Ils savent qui conduira, pour combien de temps, qui le relaiera ensuite. Parfois, le conducteur refuse de transmettre le volant. Il en fait une affaire personnelle; ou alors prétend que cela a toujours été fait comme ça, le capitaine c’est lui. Il ne viendrait à l’idée de personne de lui disputer cette responsabilité : un privilège.

Il fera des siestes, biberonnera son red bull. Héros de la route, Ulysse des péages, il avalera les kilomètres : 1000 ou 2000, peut-être même plus. Les autres passagers seront réduits à l’intendance, condamnés à tour de rôle à refuser le sommeil comme des sentinelles.
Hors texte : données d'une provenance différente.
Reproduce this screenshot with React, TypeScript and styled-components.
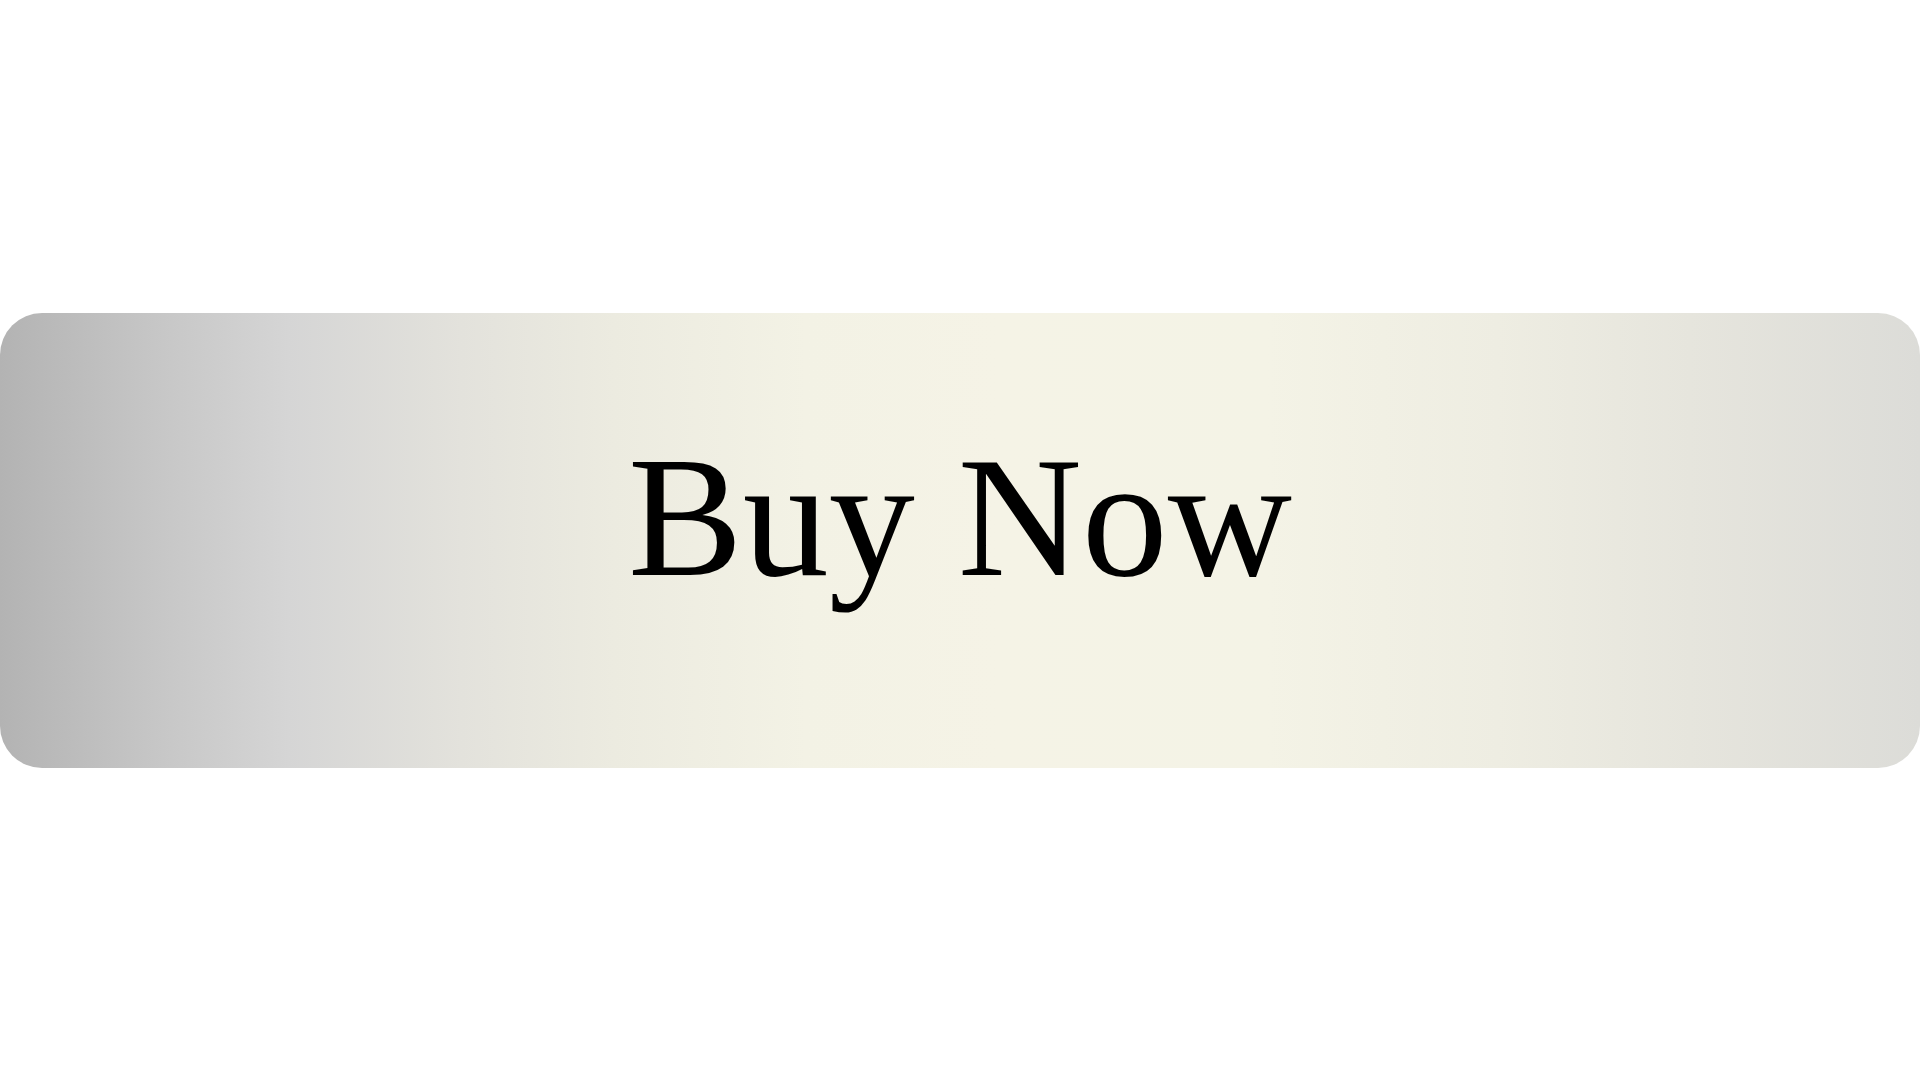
import React from "react";
import styled, { createGlobalStyle } from "styled-components";

const GlobalStyle = createGlobalStyle`
  html, body {
    margin: 0;
    padding: 0;
    background: #ffffff;
  }
  #root {
    min-height: 100vh;
  }
`;

const Page = styled.main`
  min-height: 100vh;
  display: flex;
  align-items: center;
  justify-content: center;
`;

/* Full-width pill button with a silver → cream → silver sheen */
const BuyButton = styled.button`
  width: 100%;
  height: 455px;
  border: none;
  border-radius: 42px;
  padding: 0 0 46px;
  margin: 0;
  cursor: pointer;
  display: flex;
  align-items: center;
  justify-content: center;
  background: linear-gradient(
    90deg,
    #b3b3b3 0%,
    #c6c6c6 8%,
    #d5d5d5 15%,
    #e3e2dc 24%,
    #ecebe0 32%,
    #f3f2e5 42%,
    #f5f3e6 52%,
    #f4f3e6 66%,
    #eeede2 78%,
    #e6e5dd 88%,
    #dcdcd8 100%
  );
`;

const Label = styled.span`
  font-family: "Liberation Serif", "Times New Roman", serif;
  font-size: 172px;
  font-weight: 400;
  line-height: 1;
  color: #000000;
`;

export default function App() {
  return (
    <>
      <GlobalStyle />
      <Page>
        <BuyButton type="button">
          <Label>Buy Now</Label>
        </BuyButton>
      </Page>
    </>
  );
}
La nuque raide, l’oeil dans le vague, solidaires.

A ce chauffeur, on lui a préparé à manger : des sandwichs, faciles à emporter, enrobés dans du papier d’aluminium. Ses boissons préférée : thé vert ou thermos de café sucré, pour lutter contre le sommeil. Ce sommeil qui finira par emporter tout l’équipage juste avant le petit jour. Sauf lui, évidemment, gardant le cap, malgré la houle et les roulis du bitume.

 

cycles de sommeil inversés 

C’est le grand départ. L’épopée. Tout le monde, au-delà de minuit, est en alerte, excité. Les enfants n’ont pas dormi les nuits précédentes. Ils ont littéralement piqué du nez à la piscine durant la journée.

C’est le dernier moment pour les derniers contrôles. Passeports, ok, pression des pneus, ok, carte grise rangée dans la boîte à gants, ok. Tout semble en ordre. Dernière bouffée de la dernière clope s’écrase du talon sur le trottoir. Et hop. Claquements de portes. Embrayage. Bye bye Genève, bye bye la Suisse. See you a la fin de l’été.

Parfois, quand on frotte deux cailloux l’un contre l’autre, une petite étincelle en jaillit. Parfois, il en est pareil du croisement de deux existences, il en jaillit alors un parfum, une image. On voit surgir des voitures au ras du sol les toits de villes du sud. On perçoit le parfum des cyprès, l’entêtante résine du mazout des stations essence ou de ports illuminés jour et nuit, le goudron fondu, la poussière sur les fruits trop mûrs.

Pendant que d’autres roulent, mes yeux se croisent.

Je m’endors. Ou plutôt : je rêve et je voyage avec eux.